The Terror (2018), adapted from Dan Simmons’ 2007 novel about the disappearance of the Franklin expedition in the 1840s, was given a lavish 10-episode production from Ridley Scott’s company, but tends to get bogged down in repetitive character conflicts until the trapped ships are abandoned in the sixth episode and the conflicts expand as the arrogant British colonizers confront the indigenous people and a supernatural manifestation of their resistance. Unfortunately, the CGI monster is poorly designed and becomes more ridiculous than frightening. Producers have attempted to expand this into an anthology like American Horror Story, but I haven’t watched the second series which is set in a Japanese Internment Camp in the ’40s; the third series is due this year.

Father Paul (Hamish Linklater) has a terrible secret in Mike Flanagan's Midnight Mass (2021)
Father Paul (Hamish Linklater) has a terrible secret in Mike Flanagan’s Midnight Mass (2021)

Much more satisfying is Mike Flanagan’s Midnight Mass (2021) which evokes Stephen King’s Salem’s Lot with a richly detailed, multi-character story about an isolated community slowly being taken over by an evil entity which is gradually revealed to be an ancient vampire. Flanagan, a master of horror storytelling, does his best work here, with finely-developed characters, heaps of atmosphere, and some unexpected narrative twists.

Archive 81 (2022) begins promisingly, but became less satisfying as it played out.
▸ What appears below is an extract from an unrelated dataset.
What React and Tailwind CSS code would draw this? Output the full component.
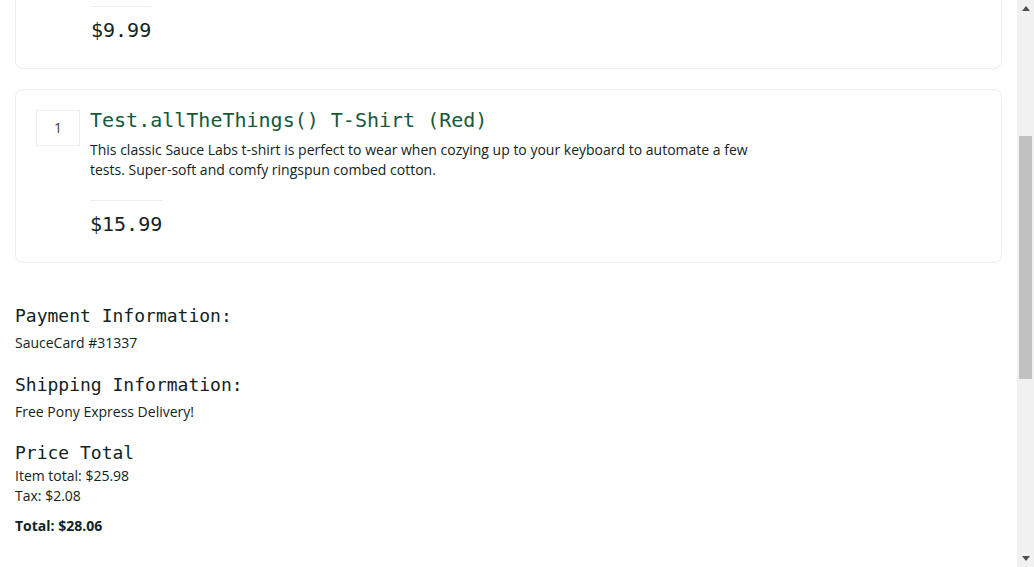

The set-up appealed to me – a media restoration expert is hired by a mysterious man to salvage a collection of video tapes damaged by fire; these were shot by a film student working on a documentary about the residents of a New York tenement. As each tape is cleaned and its contents revealed, the technician discovers disturbing secrets about his own past and a connection with a Satanic cult. The story is solid, but the execution is uneven and grows irritating.

Cormoran Strike (Tom Burke) and Robin Ellacott (Holliday Grainger) investigate a disturbing cold case in Troubled Blood (2022)
Cormoran Strike (Tom Burke) and Robin Ellacott (Holliday Grainger) investigate a disturbing cold case in Troubled Blood (2022)
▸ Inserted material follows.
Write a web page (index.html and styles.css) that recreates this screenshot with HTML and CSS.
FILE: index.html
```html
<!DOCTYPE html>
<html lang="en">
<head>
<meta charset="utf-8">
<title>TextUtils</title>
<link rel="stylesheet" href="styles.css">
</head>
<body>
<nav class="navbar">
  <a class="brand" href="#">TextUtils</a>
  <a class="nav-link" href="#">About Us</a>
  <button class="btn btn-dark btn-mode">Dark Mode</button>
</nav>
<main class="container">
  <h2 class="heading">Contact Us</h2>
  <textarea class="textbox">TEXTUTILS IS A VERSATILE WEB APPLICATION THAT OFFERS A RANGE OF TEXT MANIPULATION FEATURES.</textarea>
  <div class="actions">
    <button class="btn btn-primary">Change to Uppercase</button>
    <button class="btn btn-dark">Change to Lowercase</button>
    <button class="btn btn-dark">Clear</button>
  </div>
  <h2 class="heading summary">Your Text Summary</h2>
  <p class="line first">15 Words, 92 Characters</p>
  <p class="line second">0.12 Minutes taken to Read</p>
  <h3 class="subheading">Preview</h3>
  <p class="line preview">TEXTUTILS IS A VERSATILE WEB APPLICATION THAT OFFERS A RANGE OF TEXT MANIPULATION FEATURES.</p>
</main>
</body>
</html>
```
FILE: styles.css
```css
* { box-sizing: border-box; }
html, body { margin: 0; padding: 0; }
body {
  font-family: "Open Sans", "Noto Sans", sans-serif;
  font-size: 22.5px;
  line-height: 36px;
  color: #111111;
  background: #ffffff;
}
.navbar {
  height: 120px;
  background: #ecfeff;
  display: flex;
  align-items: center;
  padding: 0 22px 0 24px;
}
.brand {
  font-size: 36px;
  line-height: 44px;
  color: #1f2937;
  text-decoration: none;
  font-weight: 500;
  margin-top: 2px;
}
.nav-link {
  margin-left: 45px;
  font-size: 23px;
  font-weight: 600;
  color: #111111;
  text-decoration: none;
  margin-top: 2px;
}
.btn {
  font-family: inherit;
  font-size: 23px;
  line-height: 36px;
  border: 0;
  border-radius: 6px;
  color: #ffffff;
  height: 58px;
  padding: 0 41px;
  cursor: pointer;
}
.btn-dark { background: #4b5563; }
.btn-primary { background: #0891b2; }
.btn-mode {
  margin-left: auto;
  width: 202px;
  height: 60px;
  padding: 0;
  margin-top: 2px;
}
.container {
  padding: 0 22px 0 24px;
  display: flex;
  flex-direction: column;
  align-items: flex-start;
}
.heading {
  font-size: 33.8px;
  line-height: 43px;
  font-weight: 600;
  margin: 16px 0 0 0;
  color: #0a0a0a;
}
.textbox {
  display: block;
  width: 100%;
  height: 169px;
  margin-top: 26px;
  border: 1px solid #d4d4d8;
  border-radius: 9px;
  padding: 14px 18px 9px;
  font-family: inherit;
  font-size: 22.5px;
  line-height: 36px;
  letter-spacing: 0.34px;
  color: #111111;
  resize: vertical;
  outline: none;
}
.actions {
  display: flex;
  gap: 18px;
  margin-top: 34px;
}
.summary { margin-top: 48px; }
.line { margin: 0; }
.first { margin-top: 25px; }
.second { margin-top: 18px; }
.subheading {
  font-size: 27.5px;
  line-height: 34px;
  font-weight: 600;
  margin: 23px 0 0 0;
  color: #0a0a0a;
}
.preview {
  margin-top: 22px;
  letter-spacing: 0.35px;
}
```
Despite J.K. Rowling’s apparently irrevocable plunge into vicious bigotry, I nonetheless continue to read her mysteries (written as Robert Galbraith) about the detective team of Cormoran Strike and Robin Ellacott; the characters are engaging and the mysteries elaborate, though later volumes have suffered from the bloat which eventually overtook the Harry Potter series. Perhaps because of Rowling’s problematic public image, the BBC have been adapting the books since 2017 in short mini-series; the first three books got only two or three episodes, while the next three, reflecting the increased length of the books, each run four episodes – hardly enough to cram all the narrative in. Nonetheless, the fifth series, Troubled Blood (2022), does an excellent job of condensing the best book in the series, necessarily losing a lot of narrative detail while nonetheless conveying the essence of its cold case story. The sixth and most recent series, The Ink-Black Heart (2024), actually improves on the book to some degree by stripping away a lot of really irritating material and narrowing the focus, although, like the book, it suffers from its climactic revelation that the killer is a peripheral character we’ve barely seen.

A modern serial killer restages the crimes of Jack the Ripper in Whitechapel (2009)
A modern serial killer restages the crimes of Jack the Ripper in Whitechapel (2009)

The spectre of Jack the Ripper once again haunts London’s East End in Whitechapel (2009), though unlike the excellent period series Ripper Street (2012-16), this is set in the present-day as a detective begins to suspect that someone is recreating the Ripper’s crimes in every detail. As usual, the cop runs into obstruction from his superiors, jeopardizing his career prospects. I’ve only watched the first three-episode series, but may eventually check out the three subsequent seasons.

I had high hopes for Devs (2020), since all eight episodes were written and directed by Alex Garland, and for the most part it satisfies, though unexpectedly its larger canvas somewhat diffuses the clarity of a film like Ex Machina (2015). A programmer begins to investigate a top secret division in her company after her boyfriend disappears in mysterious circumstances. Building on the current rapid expansion of dubious AI developments, Garland gets philosophical about the nature of existence and the fundamental structure of the universe (or multiverse).

New employees voice their complaints about bad management at the Agency in the final season of Archer (2023)
New employees voice their complaints about bad management at the Agency in the final season of Archer (2023)

I discovered the animated series Archer (2009-23) in 2014, binged the first four seasons quickly and bought each subsequent season when it came out on DVD – up to season nine, that is, after which the physical media stopped. While the quality of the series remained high, the final two seasons I watched on disk suggested that the creators might have run into a problem sustaining the original concept – seasons eight and nine were stand-alone stories rooted in genre pastiche (’40s noir detective and rugged action-adventure). And then my access stopped and I essentially forgot the series … until I came across the final five seasons on Plex and proceeded to binge again. Season ten continued the genre pastiche with a story set in space, but season eleven finally clarified what had been going on: each of those three seasons had taken place in Archer’s head while he lay in a coma, but season eleven has him wake up to a changed world and the final four seasons see him struggling to reassert himself in a context of changed team dynamics and a different corporate environment. The series sustains its verbal and visual invention through to a satisfying conclusion, managing to avoid the creative exhaustion which eventually dilutes so many animated series which don’t know when to wrap things up.